Кто-то на кухне взял гитару и стал напевать:
«Выходи, я тебе посвищу серенаду,
Кто тебе серенаду ещё посвистит?
Сутки кряду могу до упаду,
Если муза меня посетит»
— Это «Серенада Соловья Разбойника» Высоцкого, — узнал Адушкин и стал улыбаться, что-то вспоминая.
— А я выпивал с Владимиром Семёновичем, — заявил Боря Бахусов.
— Да тебе пять лет или даже три года было, когда он умер, — возмутился Степан Леонтьевич.
— Ну и что? Высоцкий выпивал с приятелем в нашем подъезде, бутылку оставили. А там, на дне, грамм двадцать ещё было, я их и допил.

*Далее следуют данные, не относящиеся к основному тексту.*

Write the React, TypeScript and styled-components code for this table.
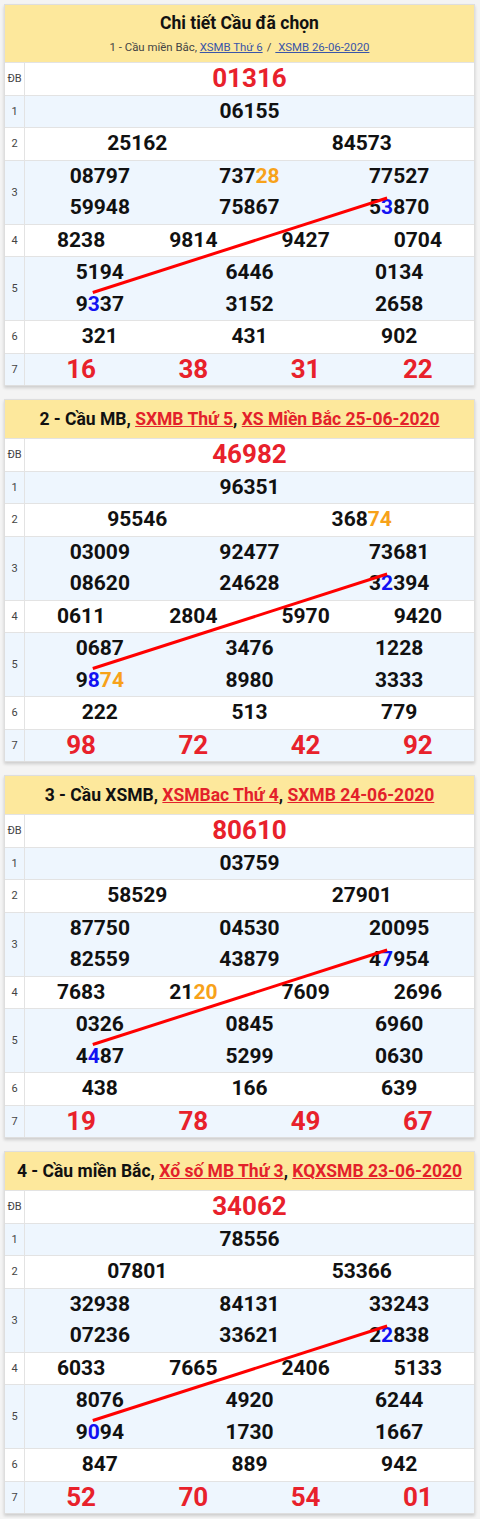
import React, { useLayoutEffect, useRef, useState } from 'react';
import styled, { createGlobalStyle } from 'styled-components';

const GlobalStyle = createGlobalStyle`
  html, body { margin: 0; padding: 0; background: #f4f4f4; }
  body { font-family: Roboto, "Noto Sans", Arial, sans-serif; }
`;

const Page = styled.main`
  display: flex;
  flex-direction: column;
  gap: 13px;
  padding: 4px 5px 4px 4px;
`;

const Card = styled.section`
  background: #fff;
  border: 1px solid #dedede;
  box-shadow: 0 2px 3px rgba(0, 0, 0, 0.16);
`;

const Header = styled.header<{ $sub?: boolean }>`
  background: #fde89c;
  text-align: center;
  padding: ${(p) => (p.$sub ? '7px 6px 6px' : '8px 6px')};
  border-bottom: 1px solid #e3e3e3;
`;

const Title = styled.h2`
  margin: 0;
  font-size: 17.5px;
  line-height: 22px;
  font-weight: 700;
  color: #111;
`;

const Sub = styled.div`
  margin-top: 4px;
  font-size: 11.4px;
  line-height: 18px;
  color: #444;
`;

const SubLink = styled.a`
  color: #3a55a8;
  text-decoration: underline;
`;

const RedLink = styled.a`
  color: #e3212a;
  text-decoration: underline;
`;

const Sep = styled.span`
  margin: 0 4px;
`;

const Body = styled.div`
  position: relative;
`;

const Row = styled.div<{ $alt: boolean }>`
  display: grid;
  grid-template-columns: 20px 1fr;
  background: ${(p) => (p.$alt ? '#eef6fe' : '#fff')};
  & + & {
    border-top: 1px solid #e3e3e3;
  }
`;

const Label = styled.div`
  display: flex;
  align-items: center;
  justify-content: center;
  border-right: 1px solid #e3e3e3;
  font-size: 11px;
  color: #444;
`;

const Cells = styled.div<{ $cols: number }>`
  display: grid;
  grid-template-columns: repeat(${(p) => p.$cols}, 1fr);
  text-align: center;
`;

const Num = styled.div<{ $big?: boolean; $red?: boolean }>`
  font-weight: 700;
  font-size: ${(p) => (p.$big ? '26px' : '21px')};
  line-height: 31.5px;
  color: ${(p) => (p.$red ? '#e8212b' : '#111')};
`;

const Orange = styled.span`
  color: #f7a21a;
`;

const Blue = styled.span`
  color: #1212f2;
`;

const Overlay = styled.svg`
  position: absolute;
  inset: 0;
  width: 100%;
  height: 100%;
  pointer-events: none;
  overflow: visible;
`;

type RowData = { label: string; cols: number; nums: string[]; kind?: 'db' | 'g7' };

type CardData = {
  title: React.ReactNode;
  sub?: React.ReactNode;
  rows: RowData[];
};

const mkRows = (
  db: string,
  g1: string,
  g2: string[],
  g3: string[],
  g4: string[],
  g5: string[],
  g6: string[],
  g7: string[]
): RowData[] => [
  { label: 'ĐB', cols: 1, nums: [db], kind: 'db' },
  { label: '1', cols: 1, nums: [g1] },
  { label: '2', cols: 2, nums: g2 },
  { label: '3', cols: 3, nums: g3 },
  { label: '4', cols: 4, nums: g4 },
  { label: '5', cols: 3, nums: g5 },
  { label: '6', cols: 3, nums: g6 },
  { label: '7', cols: 4, nums: g7, kind: 'g7' },
];

const cards: CardData[] = [
  {
    title: 'Chi tiết Cầu đã chọn',
    sub: (
      <>
        1 - Cầu miền Bắc, <SubLink>XSMB Thứ 6</SubLink>
        <Sep>/</Sep>
        <SubLink>&nbsp;XSMB 26-06-2020</SubLink>
      </>
    ),
    rows: mkRows(
      '01316',
      '06155',
      ['25162', '84573'],
      ['08797', '737{28}', '77527', '59948', '75867', '5[3]870'],
      ['8238', '9814', '9427', '0704'],
      ['5194', '6446', '0134', '9[3]37', '3152', '2658'],
      ['321', '431', '902'],
      ['16', '38', '31', '22']
    ),
  },
  {
    title: (
      <>
        2 - Cầu MB, <RedLink>SXMB Thứ 5</RedLink>, <RedLink>XS Miền Bắc 25-06-2020</RedLink>
      </>
    ),
    rows: mkRows(
      '46982',
      '96351',
      ['95546', '368{74}'],
      ['03009', '92477', '73681', '08620', '24628', '3[2]394'],
      ['0611', '2804', '5970', '9420'],
      ['0687', '3476', '1228', '9[8]{74}', '8980', '3333'],
      ['222', '513', '779'],
      ['98', '72', '42', '92']
    ),
  },
  {
    title: (
      <>
        3 - Cầu XSMB, <RedLink>XSMBac Thứ 4</RedLink>, <RedLink>SXMB 24-06-2020</RedLink>
      </>
    ),
    rows: mkRows(
      '80610',
      '03759',
      ['58529', '27901'],
      ['87750', '04530', '20095', '82559', '43879', '4[7]954'],
      ['7683', '21{20}', '7609', '2696'],
      ['0326', '0845', '6960', '4[4]87', '5299', '0630'],
      ['438', '166', '639'],
      ['19', '78', '49', '67']
    ),
  },
  {
    title: (
      <>
        4 - Cầu miền Bắc, <RedLink>Xổ số MB Thứ 3</RedLink>, <RedLink>KQXSMB 23-06-2020</RedLink>
      </>
    ),
    rows: mkRows(
      '34062',
      '78556',
      ['07801', '53366'],
      ['32938', '84131', '33243', '07236', '33621', '2[2]838'],
      ['6033', '7665', '2406', '5133'],
      ['8076', '4920', '6244', '9[0]94', '1730', '1667'],
      ['847', '889', '942'],
      ['52', '70', '54', '01']
    ),
  },
];

type Seg = { t: string; c: 'n' | 'o' | 'b' };

const parse = (s: string): Seg[] => {
  const out: Seg[] = [];
  const re = /\{([^}]*)\}|\[([^\]]*)\]|([^{[]+)/g;
  let m: RegExpExecArray | null;
  while ((m = re.exec(s))) {
    if (m[1] !== undefined) out.push({ t: m[1], c: 'o' });
    else if (m[2] !== undefined) out.push({ t: m[2], c: 'b' });
    else out.push({ t: m[3], c: 'n' });
  }
  return out;
};

type Line = { x1: number; y1: number; x2: number; y2: number };

function LottoCard({ data }: { data: CardData }) {
  const bodyRef = useRef<HTMLDivElement>(null);
  const marks = useRef<(HTMLSpanElement | null)[]>([]);
  const [line, setLine] = useState<Line | null>(null);

  useLayoutEffect(() => {
    const measure = () => {
      const b = bodyRef.current;
      const end = marks.current[0];
      const start = marks.current[1];
      if (!b || !start || !end) return;
      const br = b.getBoundingClientRect();
      const s = start.getBoundingClientRect();
      const e = end.getBoundingClientRect();
      setLine({
        x1: s.left + s.width / 2 - br.left - 1,
        y1: s.top - br.top + 1,
        x2: e.left + e.width / 2 - br.left,
        y2: e.top - br.top + 3,
      });
    };
    measure();
    if (document.fonts) document.fonts.ready.then(measure);
  }, []);

  let markIdx = 0;

  return (
    <Card>
      <Header $sub={!!data.sub}>
        <Title>{data.title}</Title>
        {data.sub && <Sub>{data.sub}</Sub>}
      </Header>
      <Body ref={bodyRef}>
        {data.rows.map((r, ri) => (
          <Row key={r.label} $alt={ri % 2 === 1}>
            <Label>{r.label}</Label>
            <Cells $cols={r.cols}>
              {r.nums.map((n, ni) => (
                <Num key={ni} $big={!!r.kind} $red={!!r.kind}>
                  {parse(n).map((sg, si) => {
                    if (sg.c === 'o') return <Orange key={si}>{sg.t}</Orange>;
                    if (sg.c === 'b') {
                      const idx = markIdx++;
                      return (
                        <Blue
                          key={si}
                          ref={(el) => {
                            marks.current[idx] = el;
                          }}
                        >
                          {sg.t}
                        </Blue>
                      );
                    }
                    return <React.Fragment key={si}>{sg.t}</React.Fragment>;
                  })}
                </Num>
              ))}
            </Cells>
          </Row>
        ))}
        {line && (
          <Overlay>
            <line x1={line.x1} y1={line.y1} x2={line.x2} y2={line.y2} stroke="#ff0000" strokeWidth={3} />
          </Overlay>
        )}
      </Body>
    </Card>
  );
}

export default function App() {
  return (
    <>
      <GlobalStyle />
      <Page>
        {cards.map((c, i) => (
          <LottoCard key={i} data={c} />
        ))}
      </Page>
    </>
  );
}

— Ну, разве так, — согласился Адушкин.
— Да, дыхание, помню, перехватило, — продолжал Бахусов, — думал, задохнусь. А как отпустило, — стало хорошо. Много ли надо трех-пятилетнему?
— Врать ты горазд, — сказал подслушавший их разговор Василий. — А то, что с каждым годом у Высоцкого всё больше друзей, — это правда. Кто-то ему за бутылкой бегал, кому-то — он, — все в друзья записались. Помянем ещё раз Юрка, а вместе с ним великого поэта.
Все засуетились, Адушкин было заявил, что и в самом деле выпивал с Высоцким в ресторане «Памир», на улице Шарикоподшипниковской, но его уже никто не слушал.
После того, как выпили, встал горе-художник Славеня, которого несмотря на Нинкин запрет, кто-то впустил в квартиру, и сказал:
— А я покойному завидую. Хорошо умирать молодым. Есть у меня надежда, что вскоре воспоследую за ним. Напишите тогда на моём надгробии что-нибудь оригинальное. Что-то вроде: «Без риска жизнь скучна».
— «Не интересна», — поправил Пётр Виленович. — Опоздал. Такая надпись уже есть на могиле горного инженера Эдика Нильсона, взорвавшего в Царском Селе Екатерининскую церковь. У него и ограда на могиле была из решёток алтарной части взорванного им храма.